--- BEGIN ---

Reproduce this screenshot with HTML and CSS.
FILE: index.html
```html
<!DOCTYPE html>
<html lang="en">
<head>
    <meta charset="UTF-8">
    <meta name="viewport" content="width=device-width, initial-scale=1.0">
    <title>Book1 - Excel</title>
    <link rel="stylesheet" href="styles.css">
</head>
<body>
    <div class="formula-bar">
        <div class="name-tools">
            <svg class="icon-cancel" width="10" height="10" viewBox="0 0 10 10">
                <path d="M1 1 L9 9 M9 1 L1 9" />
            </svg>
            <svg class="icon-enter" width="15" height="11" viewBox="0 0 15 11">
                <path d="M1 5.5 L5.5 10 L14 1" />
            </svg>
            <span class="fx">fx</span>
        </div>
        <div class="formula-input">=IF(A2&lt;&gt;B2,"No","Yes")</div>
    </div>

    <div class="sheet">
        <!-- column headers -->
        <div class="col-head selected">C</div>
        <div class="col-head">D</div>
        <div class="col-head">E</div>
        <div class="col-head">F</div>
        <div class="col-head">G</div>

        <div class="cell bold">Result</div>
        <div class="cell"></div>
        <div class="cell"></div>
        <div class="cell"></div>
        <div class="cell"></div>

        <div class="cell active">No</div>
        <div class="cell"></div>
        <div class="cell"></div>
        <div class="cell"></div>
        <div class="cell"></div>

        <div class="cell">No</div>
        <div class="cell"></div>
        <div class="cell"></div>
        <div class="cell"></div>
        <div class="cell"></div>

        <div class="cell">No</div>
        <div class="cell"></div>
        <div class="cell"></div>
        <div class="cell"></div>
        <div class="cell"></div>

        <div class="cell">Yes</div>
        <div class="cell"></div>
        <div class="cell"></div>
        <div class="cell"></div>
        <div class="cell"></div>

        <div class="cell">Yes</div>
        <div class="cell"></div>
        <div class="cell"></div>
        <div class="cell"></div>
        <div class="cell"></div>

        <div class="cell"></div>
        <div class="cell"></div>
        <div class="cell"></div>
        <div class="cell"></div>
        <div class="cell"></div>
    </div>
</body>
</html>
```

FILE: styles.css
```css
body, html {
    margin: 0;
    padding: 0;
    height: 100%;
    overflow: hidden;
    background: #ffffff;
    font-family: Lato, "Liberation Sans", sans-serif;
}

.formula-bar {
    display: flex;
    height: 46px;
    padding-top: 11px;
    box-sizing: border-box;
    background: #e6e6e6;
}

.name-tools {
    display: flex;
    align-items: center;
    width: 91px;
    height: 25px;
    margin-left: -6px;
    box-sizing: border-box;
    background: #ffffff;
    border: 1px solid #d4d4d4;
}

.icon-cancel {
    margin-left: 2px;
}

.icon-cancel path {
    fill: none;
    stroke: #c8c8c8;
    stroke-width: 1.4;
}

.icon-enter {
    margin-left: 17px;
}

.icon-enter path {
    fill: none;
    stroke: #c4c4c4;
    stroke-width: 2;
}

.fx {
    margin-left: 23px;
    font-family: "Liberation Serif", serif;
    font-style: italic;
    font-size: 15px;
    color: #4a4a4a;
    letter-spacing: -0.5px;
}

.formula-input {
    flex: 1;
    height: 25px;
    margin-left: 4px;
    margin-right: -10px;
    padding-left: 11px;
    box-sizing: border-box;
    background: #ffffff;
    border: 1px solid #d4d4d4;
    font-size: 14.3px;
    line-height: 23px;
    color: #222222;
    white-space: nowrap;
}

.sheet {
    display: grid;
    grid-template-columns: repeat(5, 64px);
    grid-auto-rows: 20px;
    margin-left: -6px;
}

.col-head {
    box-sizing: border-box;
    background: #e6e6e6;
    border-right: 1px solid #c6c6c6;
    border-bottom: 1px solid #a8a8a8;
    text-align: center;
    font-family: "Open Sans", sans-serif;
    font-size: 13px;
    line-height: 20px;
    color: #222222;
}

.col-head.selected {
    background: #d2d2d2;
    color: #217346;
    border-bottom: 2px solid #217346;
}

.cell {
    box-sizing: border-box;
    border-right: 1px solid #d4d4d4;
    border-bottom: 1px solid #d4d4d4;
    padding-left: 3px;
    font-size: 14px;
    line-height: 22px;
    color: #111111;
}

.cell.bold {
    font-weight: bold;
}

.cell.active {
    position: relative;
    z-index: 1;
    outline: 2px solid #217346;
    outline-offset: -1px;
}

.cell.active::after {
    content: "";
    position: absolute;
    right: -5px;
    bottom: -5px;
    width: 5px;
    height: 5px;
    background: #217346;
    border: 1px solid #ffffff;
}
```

--- END ---

The exercise
Print again each line of the listing above, exactly as it appears.

Expected answer
Reproduce this screenshot with HTML and CSS.
FILE: index.html
```html
<!DOCTYPE html>
<html lang="en">
<head>
    <meta charset="UTF-8">
    <meta name="viewport" content="width=device-width, initial-scale=1.0">
    <title>Book1 - Excel</title>
    <link rel="stylesheet" href="styles.css">
</head>
<body>
    <div class="formula-bar">
        <div class="name-tools">
            <svg class="icon-cancel" width="10" height="10" viewBox="0 0 10 10">
                <path d="M1 1 L9 9 M9 1 L1 9" />
            </svg>
            <svg class="icon-enter" width="15" height="11" viewBox="0 0 15 11">
                <path d="M1 5.5 L5.5 10 L14 1" />
            </svg>
            <span class="fx">fx</span>
        </div>
        <div class="formula-input">=IF(A2&lt;&gt;B2,"No","Yes")</div>
    </div>

    <div class="sheet">
        <!-- column headers -->
        <div class="col-head selected">C</div>
        <div class="col-head">D</div>
        <div class="col-head">E</div>
        <div class="col-head">F</div>
        <div class="col-head">G</div>

        <div class="cell bold">Result</div>
        <div class="cell"></div>
        <div class="cell"></div>
        <div class="cell"></div>
        <div class="cell"></div>

        <div class="cell active">No</div>
        <div class="cell"></div>
        <div class="cell"></div>
        <div class="cell"></div>
        <div class="cell"></div>

        <div class="cell">No</div>
        <div class="cell"></div>
        <div class="cell"></div>
        <div class="cell"></div>
        <div class="cell"></div>

        <div class="cell">No</div>
        <div class="cell"></div>
        <div class="cell"></div>
        <div class="cell"></div>
        <div class="cell"></div>

        <div class="cell">Yes</div>
        <div class="cell"></div>
        <div class="cell"></div>
        <div class="cell"></div>
        <div class="cell"></div>

        <div class="cell">Yes</div>
        <div class="cell"></div>
        <div class="cell"></div>
        <div class="cell"></div>
        <div class="cell"></div>

        <div class="cell"></div>
        <div class="cell"></div>
        <div class="cell"></div>
        <div class="cell"></div>
        <div class="cell"></div>
    </div>
</body>
</html>
```

FILE: styles.css
```css
body, html {
    margin: 0;
    padding: 0;
    height: 100%;
    overflow: hidden;
    background: #ffffff;
    font-family: Lato, "Liberation Sans", sans-serif;
}

.formula-bar {
    display: flex;
    height: 46px;
    padding-top: 11px;
    box-sizing: border-box;
    background: #e6e6e6;
}

.name-tools {
    display: flex;
    align-items: center;
    width: 91px;
    height: 25px;
    margin-left: -6px;
    box-sizing: border-box;
    background: #ffffff;
    border: 1px solid #d4d4d4;
}

.icon-cancel {
    margin-left: 2px;
}

.icon-cancel path {
    fill: none;
    stroke: #c8c8c8;
    stroke-width: 1.4;
}

.icon-enter {
    margin-left: 17px;
}

.icon-enter path {
    fill: none;
    stroke: #c4c4c4;
    stroke-width: 2;
}

.fx {
    margin-left: 23px;
    font-family: "Liberation Serif", serif;
    font-style: italic;
    font-size: 15px;
    color: #4a4a4a;
    letter-spacing: -0.5px;
}

.formula-input {
    flex: 1;
    height: 25px;
    margin-left: 4px;
    margin-right: -10px;
    padding-left: 11px;
    box-sizing: border-box;
    background: #ffffff;
    border: 1px solid #d4d4d4;
    font-size: 14.3px;
    line-height: 23px;
    color: #222222;
    white-space: nowrap;
}

.sheet {
    display: grid;
    grid-template-columns: repeat(5, 64px);
    grid-auto-rows: 20px;
    margin-left: -6px;
}

.col-head {
    box-sizing: border-box;
    background: #e6e6e6;
    border-right: 1px solid #c6c6c6;
    border-bottom: 1px solid #a8a8a8;
    text-align: center;
    font-family: "Open Sans", sans-serif;
    font-size: 13px;
    line-height: 20px;
    color: #222222;
}

.col-head.selected {
    background: #d2d2d2;
    color: #217346;
    border-bottom: 2px solid #217346;
}

.cell {
    box-sizing: border-box;
    border-right: 1px solid #d4d4d4;
    border-bottom: 1px solid #d4d4d4;
    padding-left: 3px;
    font-size: 14px;
    line-height: 22px;
    color: #111111;
}

.cell.bold {
    font-weight: bold;
}

.cell.active {
    position: relative;
    z-index: 1;
    outline: 2px solid #217346;
    outline-offset: -1px;
}

.cell.active::after {
    content: "";
    position: absolute;
    right: -5px;
    bottom: -5px;
    width: 5px;
    height: 5px;
    background: #217346;
    border: 1px solid #ffffff;
}
```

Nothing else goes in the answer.